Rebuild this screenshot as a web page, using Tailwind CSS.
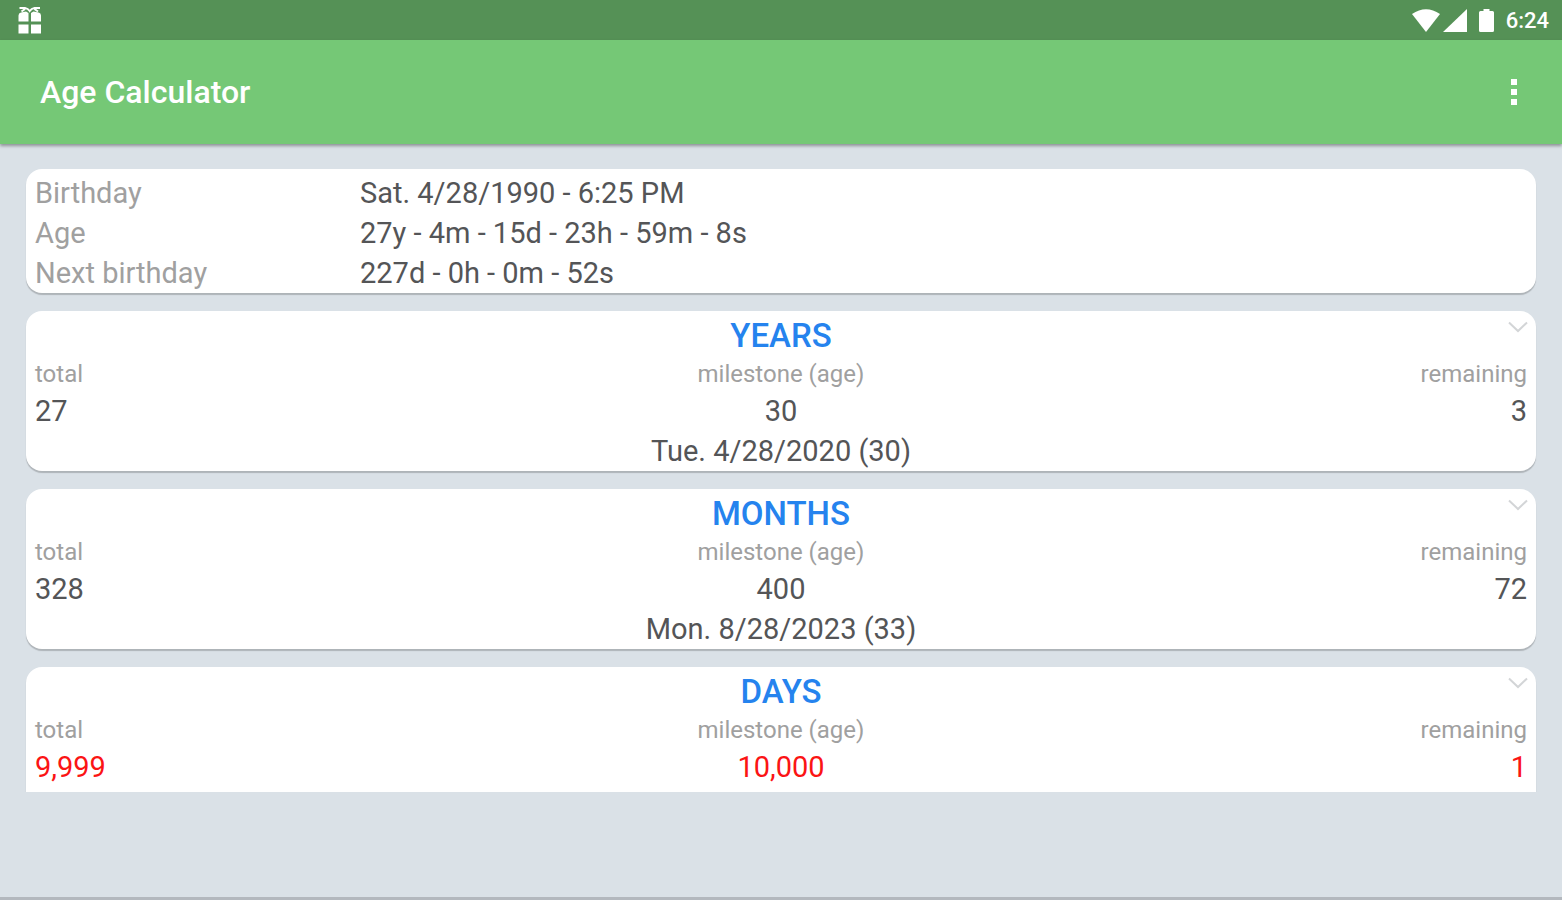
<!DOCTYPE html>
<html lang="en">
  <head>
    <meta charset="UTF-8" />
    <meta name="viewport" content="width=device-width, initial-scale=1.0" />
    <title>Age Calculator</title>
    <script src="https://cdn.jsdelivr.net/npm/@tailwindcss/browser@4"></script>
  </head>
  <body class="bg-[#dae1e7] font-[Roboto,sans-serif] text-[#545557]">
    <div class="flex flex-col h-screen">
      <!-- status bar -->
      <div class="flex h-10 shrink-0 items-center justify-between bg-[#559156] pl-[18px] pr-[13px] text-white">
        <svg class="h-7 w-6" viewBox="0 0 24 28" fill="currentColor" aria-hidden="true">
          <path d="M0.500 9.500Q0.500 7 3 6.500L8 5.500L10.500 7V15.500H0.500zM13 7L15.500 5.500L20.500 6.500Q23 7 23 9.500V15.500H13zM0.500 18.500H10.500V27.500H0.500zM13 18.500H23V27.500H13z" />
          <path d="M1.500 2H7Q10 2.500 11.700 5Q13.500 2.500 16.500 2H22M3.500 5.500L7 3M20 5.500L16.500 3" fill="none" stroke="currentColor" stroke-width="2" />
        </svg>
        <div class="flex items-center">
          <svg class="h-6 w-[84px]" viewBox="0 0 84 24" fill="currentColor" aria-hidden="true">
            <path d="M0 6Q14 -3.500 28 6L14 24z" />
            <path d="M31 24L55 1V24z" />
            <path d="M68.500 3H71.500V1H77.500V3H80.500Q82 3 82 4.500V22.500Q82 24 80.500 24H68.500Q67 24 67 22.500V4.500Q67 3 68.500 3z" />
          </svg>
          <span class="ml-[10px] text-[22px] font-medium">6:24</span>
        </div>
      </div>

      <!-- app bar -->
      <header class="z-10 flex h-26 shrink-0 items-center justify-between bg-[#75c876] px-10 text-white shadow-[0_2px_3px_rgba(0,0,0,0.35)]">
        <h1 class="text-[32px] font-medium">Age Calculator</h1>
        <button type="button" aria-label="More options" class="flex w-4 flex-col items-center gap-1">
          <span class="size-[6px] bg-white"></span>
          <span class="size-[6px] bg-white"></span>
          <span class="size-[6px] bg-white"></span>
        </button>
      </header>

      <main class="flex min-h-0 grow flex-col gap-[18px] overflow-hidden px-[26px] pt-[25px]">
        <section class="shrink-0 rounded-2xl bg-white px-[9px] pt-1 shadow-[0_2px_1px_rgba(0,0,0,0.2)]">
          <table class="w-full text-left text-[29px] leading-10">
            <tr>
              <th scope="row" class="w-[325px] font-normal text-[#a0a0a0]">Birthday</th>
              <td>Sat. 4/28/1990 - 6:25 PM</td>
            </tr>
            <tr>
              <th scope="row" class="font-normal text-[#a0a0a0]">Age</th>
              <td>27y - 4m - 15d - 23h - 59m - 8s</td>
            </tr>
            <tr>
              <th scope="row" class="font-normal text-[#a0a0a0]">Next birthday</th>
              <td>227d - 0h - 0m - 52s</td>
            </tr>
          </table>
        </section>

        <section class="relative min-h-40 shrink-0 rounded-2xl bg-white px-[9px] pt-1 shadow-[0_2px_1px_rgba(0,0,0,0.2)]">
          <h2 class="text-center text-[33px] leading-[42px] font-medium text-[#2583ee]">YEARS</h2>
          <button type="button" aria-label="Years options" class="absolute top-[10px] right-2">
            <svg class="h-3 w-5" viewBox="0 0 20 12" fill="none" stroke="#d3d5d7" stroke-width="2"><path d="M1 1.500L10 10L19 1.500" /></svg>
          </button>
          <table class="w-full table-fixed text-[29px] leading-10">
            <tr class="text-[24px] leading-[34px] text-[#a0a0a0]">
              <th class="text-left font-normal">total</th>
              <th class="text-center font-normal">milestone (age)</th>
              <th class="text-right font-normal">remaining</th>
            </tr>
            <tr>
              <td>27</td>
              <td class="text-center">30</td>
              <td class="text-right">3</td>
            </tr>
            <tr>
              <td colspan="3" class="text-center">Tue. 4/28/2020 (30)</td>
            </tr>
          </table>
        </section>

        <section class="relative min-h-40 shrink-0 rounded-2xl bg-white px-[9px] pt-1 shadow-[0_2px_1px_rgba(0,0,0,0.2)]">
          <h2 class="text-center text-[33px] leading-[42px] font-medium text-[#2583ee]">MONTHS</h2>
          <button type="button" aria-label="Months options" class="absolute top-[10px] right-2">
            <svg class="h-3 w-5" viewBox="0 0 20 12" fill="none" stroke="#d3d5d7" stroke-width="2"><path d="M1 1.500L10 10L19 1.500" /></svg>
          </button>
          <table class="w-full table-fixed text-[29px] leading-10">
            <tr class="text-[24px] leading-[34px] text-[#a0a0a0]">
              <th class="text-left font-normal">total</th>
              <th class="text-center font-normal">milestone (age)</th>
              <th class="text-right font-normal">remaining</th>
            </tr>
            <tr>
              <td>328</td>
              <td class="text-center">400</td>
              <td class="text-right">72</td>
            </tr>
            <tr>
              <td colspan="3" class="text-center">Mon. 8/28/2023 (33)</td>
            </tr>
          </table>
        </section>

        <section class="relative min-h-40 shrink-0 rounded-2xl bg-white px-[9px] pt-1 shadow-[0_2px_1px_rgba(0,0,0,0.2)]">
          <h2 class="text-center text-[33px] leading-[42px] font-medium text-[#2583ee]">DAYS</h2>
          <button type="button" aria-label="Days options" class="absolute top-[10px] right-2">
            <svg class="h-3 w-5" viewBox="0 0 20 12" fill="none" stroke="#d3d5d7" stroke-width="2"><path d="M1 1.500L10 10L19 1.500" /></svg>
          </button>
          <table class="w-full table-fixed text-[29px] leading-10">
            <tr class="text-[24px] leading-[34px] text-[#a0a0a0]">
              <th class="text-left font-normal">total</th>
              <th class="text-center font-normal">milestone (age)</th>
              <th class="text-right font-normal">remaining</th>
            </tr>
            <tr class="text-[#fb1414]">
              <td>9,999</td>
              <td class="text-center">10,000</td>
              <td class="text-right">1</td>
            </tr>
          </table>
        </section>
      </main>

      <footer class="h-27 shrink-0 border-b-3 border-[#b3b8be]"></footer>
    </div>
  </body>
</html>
════════
TASK DETAILS: In your copy of the listing above, reproduce each line exactly and omit all pictures.

RESULT OF THE EXERCISE:
Rebuild this screenshot as a web page, using Tailwind CSS.
<!DOCTYPE html>
<html lang="en">
  <head>
    <meta charset="UTF-8" />
    <meta name="viewport" content="width=device-width, initial-scale=1.0" />
    <title>Age Calculator</title>
    <script src="https://cdn.jsdelivr.net/npm/@tailwindcss/browser@4"></script>
  </head>
  <body class="bg-[#dae1e7] font-[Roboto,sans-serif] text-[#545557]">
    <div class="flex flex-col h-screen">
      <!-- status bar -->
      <div class="flex h-10 shrink-0 items-center justify-between bg-[#559156] pl-[18px] pr-[13px] text-white">
        <svg class="h-7 w-6" viewBox="0 0 24 28" fill="currentColor" aria-hidden="true">
          <path d="M0.500 9.500Q0.500 7 3 6.500L8 5.500L10.500 7V15.500H0.500zM13 7L15.500 5.500L20.500 6.500Q23 7 23 9.500V15.500H13zM0.500 18.500H10.500V27.500H0.500zM13 18.500H23V27.500H13z" />
          <path d="M1.500 2H7Q10 2.500 11.700 5Q13.500 2.500 16.500 2H22M3.500 5.500L7 3M20 5.500L16.500 3" fill="none" stroke="currentColor" stroke-width="2" />
        </svg>
        <div class="flex items-center">
          <svg class="h-6 w-[84px]" viewBox="0 0 84 24" fill="currentColor" aria-hidden="true">
            <path d="M0 6Q14 -3.500 28 6L14 24z" />
            <path d="M31 24L55 1V24z" />
            <path d="M68.500 3H71.500V1H77.500V3H80.500Q82 3 82 4.500V22.500Q82 24 80.500 24H68.500Q67 24 67 22.500V4.500Q67 3 68.500 3z" />
          </svg>
          <span class="ml-[10px] text-[22px] font-medium">6:24</span>
        </div>
      </div>

      <!-- app bar -->
      <header class="z-10 flex h-26 shrink-0 items-center justify-between bg-[#75c876] px-10 text-white shadow-[0_2px_3px_rgba(0,0,0,0.35)]">
        <h1 class="text-[32px] font-medium">Age Calculator</h1>
        <button type="button" aria-label="More options" class="flex w-4 flex-col items-center gap-1">
          <span class="size-[6px] bg-white"></span>
          <span class="size-[6px] bg-white"></span>
          <span class="size-[6px] bg-white"></span>
        </button>
      </header>

      <main class="flex min-h-0 grow flex-col gap-[18px] overflow-hidden px-[26px] pt-[25px]">
        <section class="shrink-0 rounded-2xl bg-white px-[9px] pt-1 shadow-[0_2px_1px_rgba(0,0,0,0.2)]">
          <table class="w-full text-left text-[29px] leading-10">
            <tr>
              <th scope="row" class="w-[325px] font-normal text-[#a0a0a0]">Birthday</th>
              <td>Sat. 4/28/1990 - 6:25 PM</td>
            </tr>
            <tr>
              <th scope="row" class="font-normal text-[#a0a0a0]">Age</th>
              <td>27y - 4m - 15d - 23h - 59m - 8s</td>
            </tr>
            <tr>
              <th scope="row" class="font-normal text-[#a0a0a0]">Next birthday</th>
              <td>227d - 0h - 0m - 52s</td>
            </tr>
          </table>
        </section>

        <section class="relative min-h-40 shrink-0 rounded-2xl bg-white px-[9px] pt-1 shadow-[0_2px_1px_rgba(0,0,0,0.2)]">
          <h2 class="text-center text-[33px] leading-[42px] font-medium text-[#2583ee]">YEARS</h2>
          <button type="button" aria-label="Years options" class="absolute top-[10px] right-2">
            <svg class="h-3 w-5" viewBox="0 0 20 12" fill="none" stroke="#d3d5d7" stroke-width="2"><path d="M1 1.500L10 10L19 1.500" /></svg>
          </button>
          <table class="w-full table-fixed text-[29px] leading-10">
            <tr class="text-[24px] leading-[34px] text-[#a0a0a0]">
              <th class="text-left font-normal">total</th>
              <th class="text-center font-normal">milestone (age)</th>
              <th class="text-right font-normal">remaining</th>
            </tr>
            <tr>
              <td>27</td>
              <td class="text-center">30</td>
              <td class="text-right">3</td>
            </tr>
            <tr>
              <td colspan="3" class="text-center">Tue. 4/28/2020 (30)</td>
            </tr>
          </table>
        </section>

        <section class="relative min-h-40 shrink-0 rounded-2xl bg-white px-[9px] pt-1 shadow-[0_2px_1px_rgba(0,0,0,0.2)]">
          <h2 class="text-center text-[33px] leading-[42px] font-medium text-[#2583ee]">MONTHS</h2>
          <button type="button" aria-label="Months options" class="absolute top-[10px] right-2">
            <svg class="h-3 w-5" viewBox="0 0 20 12" fill="none" stroke="#d3d5d7" stroke-width="2"><path d="M1 1.500L10 10L19 1.500" /></svg>
          </button>
          <table class="w-full table-fixed text-[29px] leading-10">
            <tr class="text-[24px] leading-[34px] text-[#a0a0a0]">
              <th class="text-left font-normal">total</th>
              <th class="text-center font-normal">milestone (age)</th>
              <th class="text-right font-normal">remaining</th>
            </tr>
            <tr>
              <td>328</td>
              <td class="text-center">400</td>
              <td class="text-right">72</td>
            </tr>
            <tr>
              <td colspan="3" class="text-center">Mon. 8/28/2023 (33)</td>
            </tr>
          </table>
        </section>

        <section class="relative min-h-40 shrink-0 rounded-2xl bg-white px-[9px] pt-1 shadow-[0_2px_1px_rgba(0,0,0,0.2)]">
          <h2 class="text-center text-[33px] leading-[42px] font-medium text-[#2583ee]">DAYS</h2>
          <button type="button" aria-label="Days options" class="absolute top-[10px] right-2">
            <svg class="h-3 w-5" viewBox="0 0 20 12" fill="none" stroke="#d3d5d7" stroke-width="2"><path d="M1 1.500L10 10L19 1.500" /></svg>
          </button>
          <table class="w-full table-fixed text-[29px] leading-10">
            <tr class="text-[24px] leading-[34px] text-[#a0a0a0]">
              <th class="text-left font-normal">total</th>
              <th class="text-center font-normal">milestone (age)</th>
              <th class="text-right font-normal">remaining</th>
            </tr>
            <tr class="text-[#fb1414]">
              <td>9,999</td>
              <td class="text-center">10,000</td>
              <td class="text-right">1</td>
            </tr>
          </table>
        </section>
      </main>

      <footer class="h-27 shrink-0 border-b-3 border-[#b3b8be]"></footer>
    </div>
  </body>
</html>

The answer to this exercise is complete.